- [Task goal]:
Search the listing for "components" and copy every line where it appears.

- [Available data]:

[BEGIN]

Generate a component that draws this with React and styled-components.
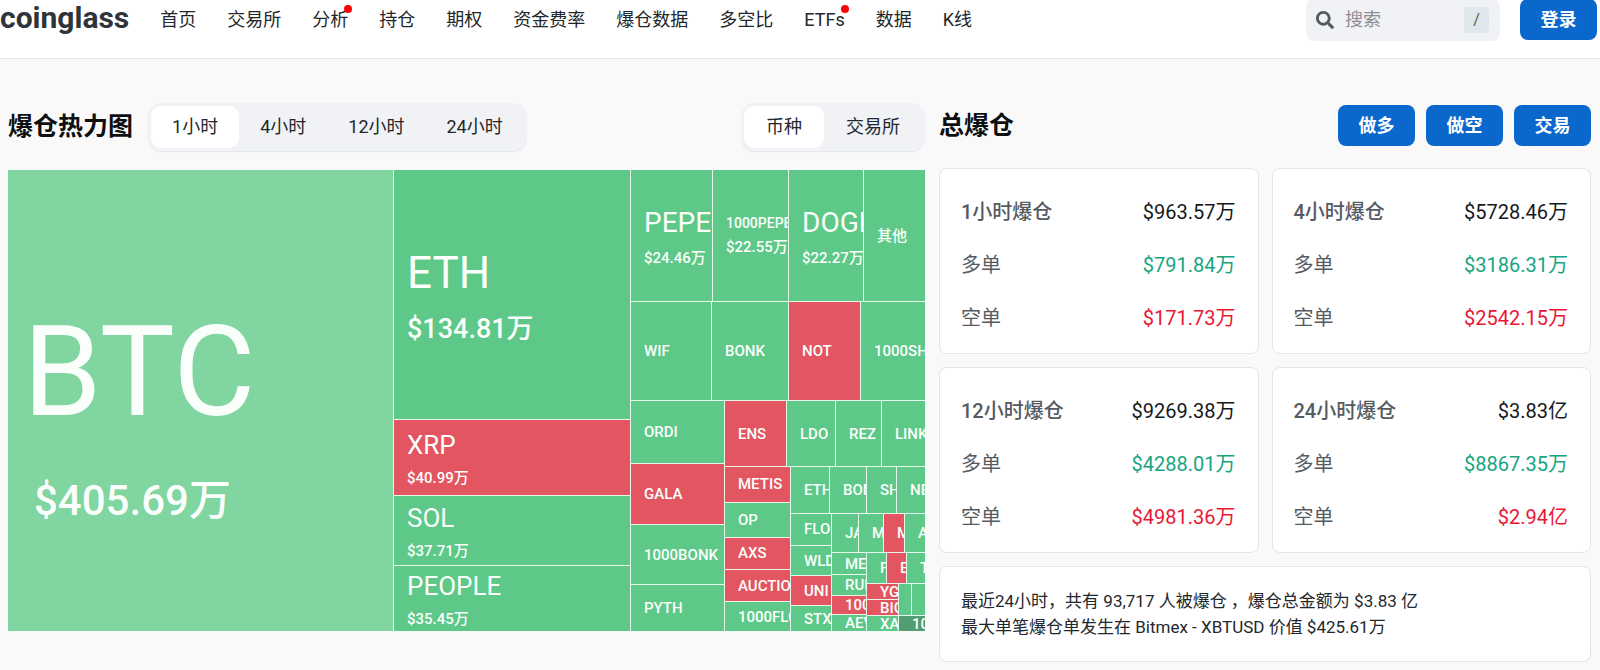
import React, { useState } from 'react';
import styled, { createGlobalStyle, css } from 'styled-components';
import { FaSearch } from 'react-icons/fa';

const color = {
  page: '#f9f9f9',
  line: '#e4e5e6',
  ink: '#23272c',
  heading: '#0d0f11',
  total: '#16191c',
  muted: '#555b62',
  soft: '#f0f2f5',
  blue: '#0a68cc',
  up: '#17a57f',
  down: '#ea1734',
};

const tileColor = {
  pale: '#80d5a1',
  green: '#5dc887',
  red: '#e35561',
  dark: '#4f9d70',
};

const GlobalStyle = createGlobalStyle`
  *, *::before, *::after { box-sizing: border-box; }
  body {
    margin: 0;
    background: ${color.page};
    color: ${color.ink};
    font-family: Roboto, 'Noto Sans CJK SC', sans-serif;
    font-size: 18px;
    line-height: 24px;
  }
  button, input, kbd { font: inherit; color: inherit; }
  h1, h2, h3, p, ul, dl, dd { margin: 0; padding: 0; font-weight: inherit; }
`;

/* ---------- top bar ---------- */

const TopBar = styled.header`
  display: flex;
  align-items: flex-start;
  margin-top: -1px;
  padding: 0 3px 17px 0;
  background: #fff;
  border-bottom: 1px solid ${color.line};
`;

const Logo = styled.a`
  color: #2f343a;
  font-size: 30px;
  font-weight: 700;
  line-height: 37px;
  text-decoration: none;
`;

const Nav = styled.nav`
  flex: 1;
  margin-left: 31px;
`;

const NavList = styled.ul`
  display: flex;
  gap: 31px;
  list-style: none;
  line-height: 41px;
  white-space: nowrap;
`;

const NavLink = styled.a`
  position: relative;
  color: ${color.ink};
  text-decoration: none;

  ${(p) =>
    p.$dot &&
    css`
      &::after {
        content: '';
        position: absolute;
        top: -4px;
        right: -4px;
        width: 8px;
        height: 8px;
        border-radius: 50%;
        background: #fb0207;
      }
    `}
`;

const SearchBox = styled.label`
  display: flex;
  align-items: center;
  width: 194px;
  height: 42px;
  margin-right: 20px;
  padding: 0 11px 0 10px;
  border-radius: 8px;
  background: ${color.soft};
  color: #565b60;
`;

const SearchInput = styled.input`
  flex: 1;
  min-width: 0;
  margin-left: 11px;
  padding: 0;
  border: 0;
  outline: 0;
  background: none;
  &::placeholder { color: #8b8e92; opacity: 1; }
`;

const Key = styled.kbd`
  width: 25px;
  border-radius: 3px;
  background: #e0e8eb;
  font-size: 16px;
  line-height: 26px;
  text-align: center;
`;

const PrimaryButton = styled.button`
  min-width: 77px;
  height: 41px;
  padding: 0 20px;
  border: 0;
  border-radius: 8px;
  background: ${color.blue};
  color: #fff;
  font-weight: 700;
  cursor: pointer;
`;

/* ---------- page body ---------- */

const Main = styled.main`
  display: grid;
  grid-template-columns: minmax(0, 917fr) minmax(0, 652fr);
  align-items: start;
  gap: 14px;
  padding: 44px 9px 8px 8px;
`;

const PanelHead = styled.div`
  display: flex;
  align-items: center;
  justify-content: space-between;
  min-height: ${(p) => p.$height}px;
  margin-bottom: ${(p) => p.$below}px;
`;

const HeadGroup = styled.div`
  display: flex;
  align-items: center;
  gap: ${(p) => p.$gap}px;
`;

const Title = styled.h2`
  color: ${color.heading};
  font-size: 25px;
  font-weight: 700;
  line-height: 36px;
`;

const Segments = styled.div`
  display: flex;
  padding: 3px;
  border-radius: 14px;
  background: ${color.soft};
  box-shadow: 0 1px 1px #e3e6ea;
`;

const Segment = styled.button`
  height: 42px;
  padding: 0 ${(p) => p.$pad}px;
  border: 0;
  border-radius: 10px;
  background: ${(p) => (p.$active ? '#fff' : 'transparent')};
  cursor: pointer;
`;

/* ---------- heat map ---------- */

const HeatMap = styled.div`
  display: flex;
  height: 461px;
  background: #e6f8ec;
`;

const Split = styled.div`
  display: flex;
  flex: ${(p) => p.$grow} 1 0;
  flex-direction: ${(p) => p.$dir};
  gap: 1px;
  min-width: 0;
  min-height: 0;
`;

const Tile = styled.div`
  display: flex;
  flex: ${(p) => p.$grow} 1 0;
  flex-direction: column;
  justify-content: center;
  min-width: 0;
  min-height: 0;
  overflow: hidden;
  background: ${(p) => tileColor[p.$tone]};
  color: #fbfffc;
  line-height: 1.6;
  white-space: nowrap;
`;

const TileName = styled.span`
  padding-left: ${(p) => (p.$large ? 15 : 13)}px;
  font-size: ${(p) => p.$size}px;
  font-weight: ${(p) => (p.$size > 20 ? 400 : 500)};
`;

const TileValue = styled.span`
  padding-left: ${(p) => (p.$large ? 26 : 13)}px;
  font-size: ${(p) => p.$size}px;
  font-weight: 500;
  line-height: ${(p) => (p.$large ? 1.3 : 1.6)};
`;

const row = (grow, ...items) => ({ grow, dir: 'row', items });
const col = (grow, ...items) => ({ grow, dir: 'column', items });
const tile = (grow, name, tone = 'green', size = 15, value, valueSize = 15) => ({
  grow, name, tone, size, value, valueSize,
});

const market = row(
  1,
  tile(385, 'BTC', 'pale', 126, '$405.69万', 42),
  col(
    236,
    tile(249, 'ETH', 'green', 44, '$134.81万', 27),
    tile(75, 'XRP', 'red', 26, '$40.99万'),
    tile(69, 'SOL', 'green', 26, '$37.71万'),
    tile(65, 'PEOPLE', 'green', 26, '$35.45万')
  ),
  col(
    294,
    row(
      131,
      tile(81, 'PEPE', 'green', 28, '$24.46万'),
      tile(75, '1000PEPE', 'green', 14, '$22.55万'),
      tile(74, 'DOGE', 'green', 28, '$22.27万'),
      tile(61, '其他')
    ),
    row(98, tile(80, 'WIF'), tile(76, 'BONK'), tile(71, 'NOT', 'red'), tile(64, '1000SHIB')),
    row(
      230,
      col(93, tile(62, 'ORDI'), tile(60, 'GALA', 'red'), tile(59, '1000BONK'), tile(46, 'PYTH')),
      col(
        200,
        row(65, tile(61, 'ENS', 'red'), tile(48, 'LDO'), tile(45, 'REZ'), tile(43, 'LINK')),
        row(
          164,
          col(
            65,
            tile(35, 'METIS', 'red'),
            tile(34, 'OP'),
            tile(32, 'AXS', 'red'),
            tile(31, 'AUCTION', 'red'),
            tile(29, '1000FLOKI')
          ),
          col(
            134,
            row(46, tile(38, 'ETHFI'), tile(36, 'BOME'), tile(29, 'SHIB'), tile(28, 'NEAR')),
            row(
              118,
              col(40, tile(32, 'FLOKI'), tile(29, 'WLD'), tile(30, 'UNI', 'red'), tile(25, 'STX')),
              col(
                93,
                row(39, tile(26, 'JASMY'), tile(24, 'MKR'), tile(20, 'MEW', 'red'), tile(20, 'ARB')),
                row(
                  78,
                  col(34, tile(21, 'MEME'), tile(20, 'RUNE'), tile(19, '1000RATS', 'red'), tile(16, 'AEVO')),
                  col(
                    58,
                    row(30, tile(19, 'FTM'), tile(19, 'ENA', 'red'), tile(18, 'TIA')),
                    row(
                      47,
                      col(31, tile(15, 'YGG', 'red'), tile(16, 'BIGTIME', 'red'), tile(15, 'XAI')),
                      col(26, row(32, tile(12, ''), tile(13, '')), tile(15, '1000LUNC', 'dark'))
                    )
                  )
                )
              )
            )
          )
        )
      )
    )
  )
);

function Cell({ node }) {
  if (node.items) {
    return (
      <Split $grow={node.grow} $dir={node.dir}>
        {node.items.map((child, i) => (
          <Cell key={i} node={child} />
        ))}
      </Split>
    );
  }
  const large = node.size > 100;
  return (
    <Tile $grow={node.grow} $tone={node.tone}>
      {node.name && (
        <TileName $size={node.size} $large={large}>
          {node.name}
        </TileName>
      )}
      {node.value && (
        <TileValue $size={node.valueSize} $large={large}>
          {node.value}
        </TileValue>
      )}
    </Tile>
  );
}

/* ---------- totals ---------- */

const Totals = styled.section`
  padding-top: 2px;
`;

const CardGrid = styled.div`
  display: grid;
  grid-template-columns: 1fr 1fr;
  gap: 13px;
`;

const Card = styled.div`
  border: 1px solid ${color.line};
  border-radius: 8px;
  background: #fff;
`;

const StatCard = styled(Card).attrs({ as: 'dl' })`
  display: flex;
  flex-direction: column;
  gap: 29px;
  padding: 31px 22px 23px 21px;
  font-size: 20px;
`;

const StatRow = styled.div`
  display: flex;
  justify-content: space-between;
`;

const StatLabel = styled.dt`
  color: ${color.muted};
  font-weight: ${(p) => (p.$strong ? 500 : 400)};
`;

const StatValue = styled.dd`
  color: ${(p) => color[p.$tone]};
`;

const Summary = styled(Card)`
  grid-column: 1 / -1;
  padding: 21px;
  font-size: 17px;
  line-height: 26px;
`;

const navItems = [
  ['首页'], ['交易所'], ['分析', true], ['持仓'], ['期权'], ['资金费率'],
  ['爆仓数据'], ['多空比'], ['ETFs', true], ['数据'], ['K线'],
];

const stats = [
  ['1小时爆仓', '$963.57万', '$791.84万', '$171.73万'],
  ['4小时爆仓', '$5728.46万', '$3186.31万', '$2542.15万'],
  ['12小时爆仓', '$9269.38万', '$4288.01万', '$4981.36万'],
  ['24小时爆仓', '$3.83亿', '$8867.35万', '$2.94亿'],
];

function Switcher({ label, options, pad }) {
  const [active, setActive] = useState(options[0]);
  return (
    <Segments role="group" aria-label={label}>
      {options.map((o) => (
        <Segment
          key={o}
          type="button"
          $pad={pad}
          $active={o === active}
          aria-pressed={o === active}
          onClick={() => setActive(o)}
        >
          {o}
        </Segment>
      ))}
    </Segments>
  );
}

export default function App() {
  return (
    <>
      <GlobalStyle />
      <TopBar>
        <Logo href="#">coinglass</Logo>
        <Nav>
          <NavList>
            {navItems.map(([name, dot]) => (
              <li key={name}>
                <NavLink href="#" $dot={dot}>{name}</NavLink>
              </li>
            ))}
          </NavList>
        </Nav>
        <SearchBox>
          <FaSearch size={18} aria-hidden="true" />
          <SearchInput type="text" placeholder="搜索" aria-label="搜索" />
          <Key>/</Key>
        </SearchBox>
        <PrimaryButton type="button">登录</PrimaryButton>
      </TopBar>
      <Main>
        <section>
          <PanelHead $height={48} $below={19}>
            <HeadGroup $gap={15}>
              <Title>爆仓热力图</Title>
              <Switcher label="时间" pad={21} options={['1小时', '4小时', '12小时', '24小时']} />
            </HeadGroup>
            <Switcher label="分类" pad={22} options={['币种', '交易所']} />
          </PanelHead>
          <HeatMap>
            <Cell node={market} />
          </HeatMap>
        </section>
        <Totals>
          <PanelHead $height={41} $below={22}>
            <Title>总爆仓</Title>
            <HeadGroup $gap={11}>
              <PrimaryButton type="button">做多</PrimaryButton>
              <PrimaryButton type="button">做空</PrimaryButton>
              <PrimaryButton type="button">交易</PrimaryButton>
            </HeadGroup>
          </PanelHead>
          <CardGrid>
            {stats.map(([name, total, long, short]) => (
              <StatCard key={name}>
                <StatRow>
                  <StatLabel $strong>{name}</StatLabel>
                  <StatValue $tone="total">{total}</StatValue>
                </StatRow>
                <StatRow>
                  <StatLabel>多单</StatLabel>
                  <StatValue $tone="up">{long}</StatValue>
                </StatRow>
                <StatRow>
                  <StatLabel>空单</StatLabel>
                  <StatValue $tone="down">{short}</StatValue>
                </StatRow>
              </StatCard>
            ))}
            <Summary>
              <p>最近24小时，共有 93,717 人被爆仓 ，爆仓总金额为 $3.83 亿</p>
              <p>最大单笔爆仓单发生在 Bitmex - XBTUSD 价值 $425.61万</p>
            </Summary>
          </CardGrid>
        </Totals>
      </Main>
    </>
  );
}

[END]

- [Final result]:
Generate a component that draws this with React and styled-components.
import styled, { createGlobalStyle, css } from 'styled-components';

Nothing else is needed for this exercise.